Он сознательно опустил слова "демон", "колдовство", "потустороннее". Он делал ставку на рациональный страх Лерхайма перед реальной угрозой стабильности. Говорил на языке, понятном прагматику: враг, разрушение, хаос, угроза миссии. Лерхайм слушал, не прерывая, не моргнув. Его длинные, аристократичные пальцы медленно постукивали по резной ручке кресла – единственный видимый признак напряженной работы мысли.
- Тельвисы... – протянул он. - Да, их падение было стремительным и... жутким. Вы считаете, их месть добралась сюда? И использует... необычные средства? Он тщательно подбирал слова, избегая запретных терминов, но вопрос витал в воздухе, густой, как дым от курильниц Агнес.
- Я полагаю, граф, – ответил Волков, наклоняясь чуть вперед, чтобы его слова звучали весомее, – что игнорировать эту угрозу – все равно что оставить ворота крепости распахнутыми настежь перед озверевшей ордой, зная о ее приближении. Мы рискуем не только маркграфиней. Он сделал ударение. - Мы рискуем стабильностью всего Винцлау – земли, которую герцог Ребенрее считает сферой своего влияния. Мы рискуем репутацией самого герцога, который доверил вам эту деликатную миссию по наблюдению и... стабилизации. Еще одно ударение. - И, в конечном счете, – Волков слегка понизил голос, делая его интимно-опасным, – успехом вашего собственного дела здесь. Ударение на последнем было едва уловимым, но точным, как прицельный выстрел. Он говорил о карьере, о доверии сюзерена, о личном триумфе или провале Лерхайма.
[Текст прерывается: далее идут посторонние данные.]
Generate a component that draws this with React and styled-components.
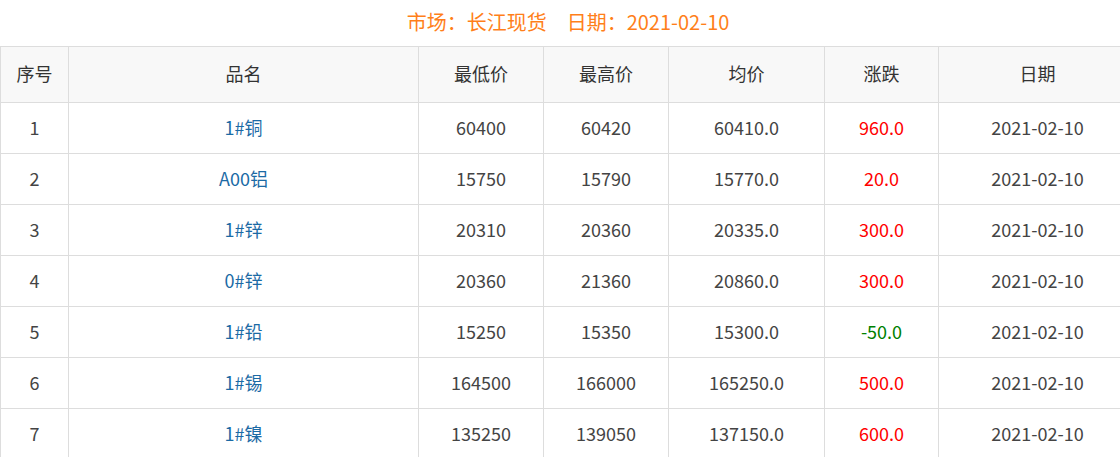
import React from 'react';
import styled, { createGlobalStyle } from 'styled-components';

const GlobalStyle = createGlobalStyle`
  html, body {
    overflow: hidden;
  }
  body {
    margin: 0;
    background: #fff;
    font-family: "Noto Sans CJK SC", "Noto Sans", sans-serif;
  }
`;

const Page = styled.div`
  width: 1136px;
`;

const Title = styled.div`
  height: 46px;
  line-height: 44px;
  text-align: center;
  color: #ff7f1a;
  font-size: 20px;
`;

const Table = styled.table`
  width: 1136px;
  border-collapse: collapse;
  table-layout: fixed;
`;

const Th = styled.th`
  height: 56px;
  box-sizing: border-box;
  background: #f8f8f8;
  border: 1px solid #dddddd;
  font-weight: normal;
  font-size: 18px;
  color: #333;
  padding: 0 0 3px;
`;

const Td = styled.td`
  height: 51px;
  box-sizing: border-box;
  border: 1px solid #dddddd;
  text-align: center;
  font-size: 18px;
  color: ${({ $color }) => $color || '#444'};
  padding: 0 0 3px;
`;

const columns = [
  { title: '序号', width: 68 },
  { title: '品名', width: 350 },
  { title: '最低价', width: 125 },
  { title: '最高价', width: 125 },
  { title: '均价', width: 156 },
  { title: '涨跌', width: 114 },
  { title: '日期', width: 198 },
];

const rows = [
  ['1', '1#铜', '60400', '60420', '60410.0', '960.0'],
  ['2', 'A00铝', '15750', '15790', '15770.0', '20.0'],
  ['3', '1#锌', '20310', '20360', '20335.0', '300.0'],
  ['4', '0#锌', '20360', '21360', '20860.0', '300.0'],
  ['5', '1#铅', '15250', '15350', '15300.0', '-50.0'],
  ['6', '1#锡', '164500', '166000', '165250.0', '500.0'],
  ['7', '1#镍', '135250', '139050', '137150.0', '600.0'],
];

export default function App() {
  return (
    <Page>
      <GlobalStyle />
      <Title>市场：长江现货　日期：2021-02-10</Title>
      <Table>
        <colgroup>
          {columns.map((c) => (
            <col key={c.title} style={{ width: c.width }} />
          ))}
        </colgroup>
        <thead>
          <tr>
            {columns.map((c) => (
              <Th key={c.title}>{c.title}</Th>
            ))}
          </tr>
        </thead>
        <tbody>
          {rows.map((r) => (
            <tr key={r[0]}>
              <Td>{r[0]}</Td>
              <Td $color="#1b6aa5">{r[1]}</Td>
              <Td>{r[2]}</Td>
              <Td>{r[3]}</Td>
              <Td>{r[4]}</Td>
              <Td $color={r[5].startsWith('-') ? '#008000' : '#ff0000'}>{r[5]}</Td>
              <Td>2021-02-10</Td>
            </tr>
          ))}
        </tbody>
      </Table>
    </Page>
  );
}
Лерхайм наконец отпил вина. Долгое, тягучее молчание повисло в комнате, нарушаемое только мерным тиканьем часов и треском поленьев. Его взгляд стал непроницаемым, устремленным куда-то вдаль, будто он оценивал невидимые шахматные доски, расставленные по всему Винцлау и за его пределами. Потом он медленно, как бы с внутренним усилием, кивнул. Решение было принято не из веры, а из холодного расчета.
- Рациональных доказательств... объективных, осязаемых, – нет, – признал он, его голос оставался ровным. - Но атмосфера во дворце... – он жестом обозначил пространство вокруг, включая и весь Шацц, – ...она гнетущая. Страх – не притворный, не инсценированный Брудервальдом. Он витает в воздухе, оседает на камнях, читается в глазах слуг. И питает он, этот страх, в конечном итоге, только Клику Брудервайльда, давая им козыри для манипуляции. Он поставил бокал. - Что вы предлагаете конкретно, барон? Какие ваши действия в этой... нестандартной ситуации?
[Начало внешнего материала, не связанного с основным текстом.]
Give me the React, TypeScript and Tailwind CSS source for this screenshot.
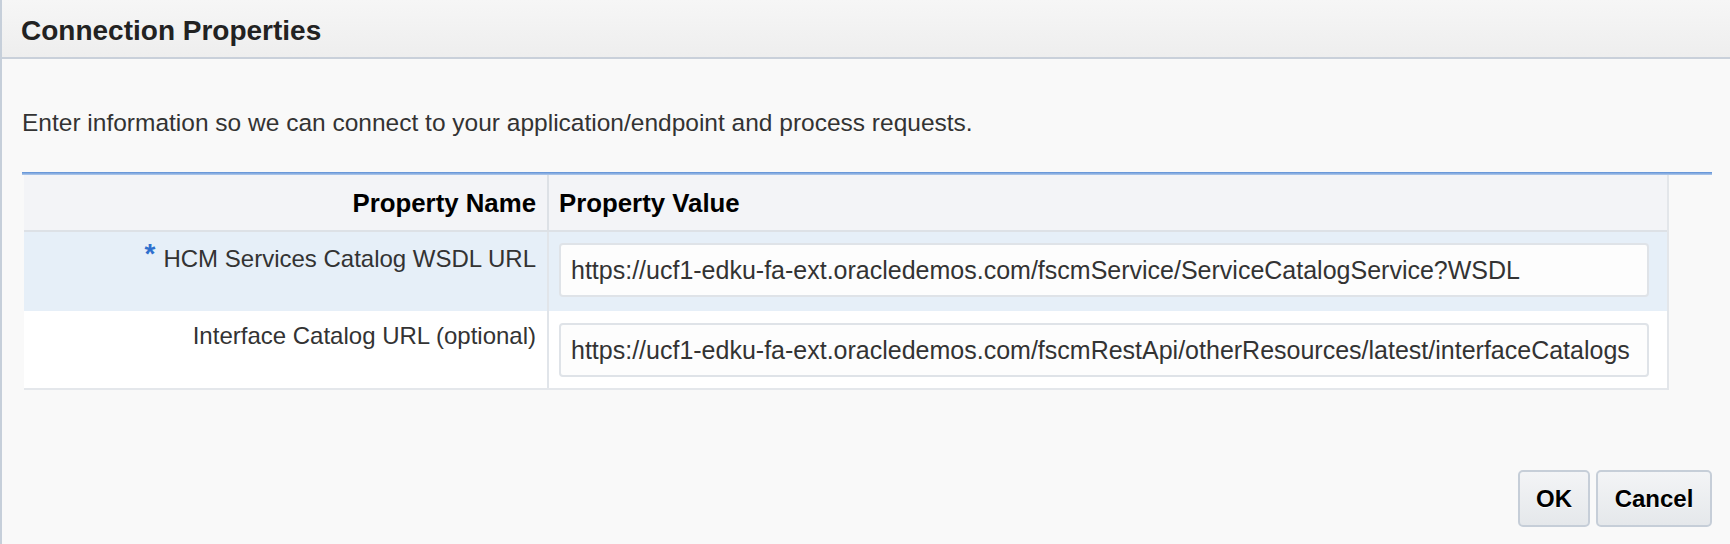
import React from "react";

type PropertyRow = {
  label: string;
  value: string;
  required?: boolean;
};

const rows: PropertyRow[] = [
  {
    label: "HCM Services Catalog WSDL URL",
    value:
      "https://ucf1-edku-fa-ext.oracledemos.com/fscmService/ServiceCatalogService?WSDL",
    required: true,
  },
  {
    label: "Interface Catalog URL (optional)",
    value:
      "https://ucf1-edku-fa-ext.oracledemos.com/fscmRestApi/otherResources/latest/interfaceCatalogs",
  },
];

const DialogButton = ({ label, width }: { label: string; width: string }) => (
  <button
    type="button"
    className={`${width} h-[57px] rounded-[5px] border-2 border-[#c6ced8] bg-linear-to-b from-[#f3f4f6] to-[#e5e8eb] text-[24px] leading-none font-bold text-black [text-shadow:0_1px_0_#fff]`}
  >
    {label}
  </button>
);

export default function App() {
  return (
    <div className="flex h-[544px] w-[1730px] flex-col overflow-hidden border-l-2 border-[#c6cfda] bg-[#f9f9f9] font-['Liberation_Sans',Arial,sans-serif]">
      <header className="flex h-[59px] shrink-0 items-center border-b-2 border-[#c9d0da] bg-linear-to-b from-[#f6f6f6] to-[#eeeeee] pt-[4px] pl-[19px]">
        <h1 className="text-[28px] leading-none font-bold text-[#222]">
          Connection Properties
        </h1>
      </header>

      <main className="flex flex-col pr-[18px] pl-[20px]">
        <p className="mt-[52px] text-[24.5px] leading-6 text-[#333]">
          Enter information so we can connect to your application/endpoint and
          process requests.
        </p>

        <div className="mt-[37px] w-[1690px]">
          <div className="h-[3px] bg-linear-to-b from-[#5a8ed6] to-[#b4cbea]" />
          <div className="ml-[2px] w-[1645px] border-r-2 border-[#e3e6ea]">
            <div className="flex h-[57px] items-center border-b-2 border-[#dde1e6] bg-[#f3f4f7] text-[25.8px] leading-none font-bold text-black">
              <div className="flex h-full w-[525px] items-center justify-end border-r-2 border-[#dde1e6] pt-[3px] pr-[11px]">
                Property Name
              </div>
              <div className="flex h-full flex-1 items-center pt-[3px] pl-[10px]">
                Property Value
              </div>
            </div>

            {rows.map((row, index) => (
              <div
                key={row.label}
                className={
                  index === 0
                    ? "flex h-[79px] bg-[#e6eff8]"
                    : "flex h-[79px] border-b-2 border-[#e4e7eb] bg-white"
                }
              >
                <div
                  className={`w-[525px] border-r-2 border-[#e1e5ea] pr-[11px] text-right text-[24px] leading-6 text-[#333] ${
                    index === 0 ? "pt-[15px]" : "pt-[13px]"
                  }`}
                >
                  {row.required && (
                    <span className="relative -top-[4px] mr-[8px] text-[28px] leading-[0px] font-bold text-[#2f6fce]">
                      *
                    </span>
                  )}
                  {row.label}
                </div>
                <div
                  className={`flex-1 pr-[18px] pl-[10px] ${
                    index === 0 ? "pt-[11px]" : "pt-[12px]"
                  }`}
                >
                  <input
                    type="text"
                    readOnly
                    defaultValue={row.value}
                    className="h-[54px] w-full rounded-[4px] border-2 border-[#dfe3e8] bg-[#fdfdfd] pl-[10px] text-[25px] text-[#333] outline-none"
                  />
                </div>
              </div>
            ))}
          </div>
        </div>

        <div className="mt-[80px] flex justify-end gap-[6px]">
          <DialogButton label="OK" width="w-[72px]" />
          <DialogButton label="Cancel" width="w-[116px]" />
        </div>
      </main>
    </div>
  );
}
- Бдительность, – немедленно откликнулся Волков. Слово прозвучало как военный приказ. - Точечная, беспощадная и постоянная. Доверять только тем, кто проверен кровью на поле боя или годами безупречной службы. Жестко, вплоть до карательных мер, контролировать любую болтовню, любые слухи среди слуг, солдат гарнизона, мелких чиновников. Паника – наш союзник врага. И... – он сделал паузу, зная, что сейчас произнесет ключевое, – ...дать мне и моим доверенным людям свободу рук для выявления и уничтожения этой заразы. Без объяснений перед каждым чиновником, без согласований на каждом шагу. Ради общего блага. Ради сохранения Винцлау. Он подчеркнул последнее, делая ставку на высшую цель.
Лерхайм замер. Его взгляд, холодный и аналитический, скользнул к глубокой тени в углу комнаты, где, казалось, витал незримый дух Мейера, фиксирующий каждое слово, каждый жест для будущих донесений в Вильбург. Треск полегьев на минуту прекратился, и тишина зазвучала вдруг оглушительно громко. Наконец, граф выдохнул почти неслышно:
- Свобода рук... – он произнес слова с ощутимой осторожностью, – ...в разумных пределах, генерал. – Он подчеркнул "разумных". – И с одним неукоснительным условием: я должен быть немедленно и полностью информирован о любых ваших действиях, которые могут иметь... публичные последствия. Шум, скандал, привлечение внимания черни. Или которые касаются лиц определенного статуса. Он имел в виду не только членов Клики Брудервальда, но и своих людей, и, возможно, колеблющихся дворян. - Паника или публичный скандал сейчас – смерти подобны. Мы должны сохранить видимость порядка, лицо власти. Любой ценой.
Это не был союз. Это было хрупкое перемирие, заключенное не на поле брани, а в душном кабинете. Признание существования общего, необычного врага. Лерхайм дал мандат действовать в тени, ценой частичной прозрачности и узких, как лезвие бритвы, рамок. Его поддержка была обусловлена исключительно прагматизмом и угрозой его собственной миссии.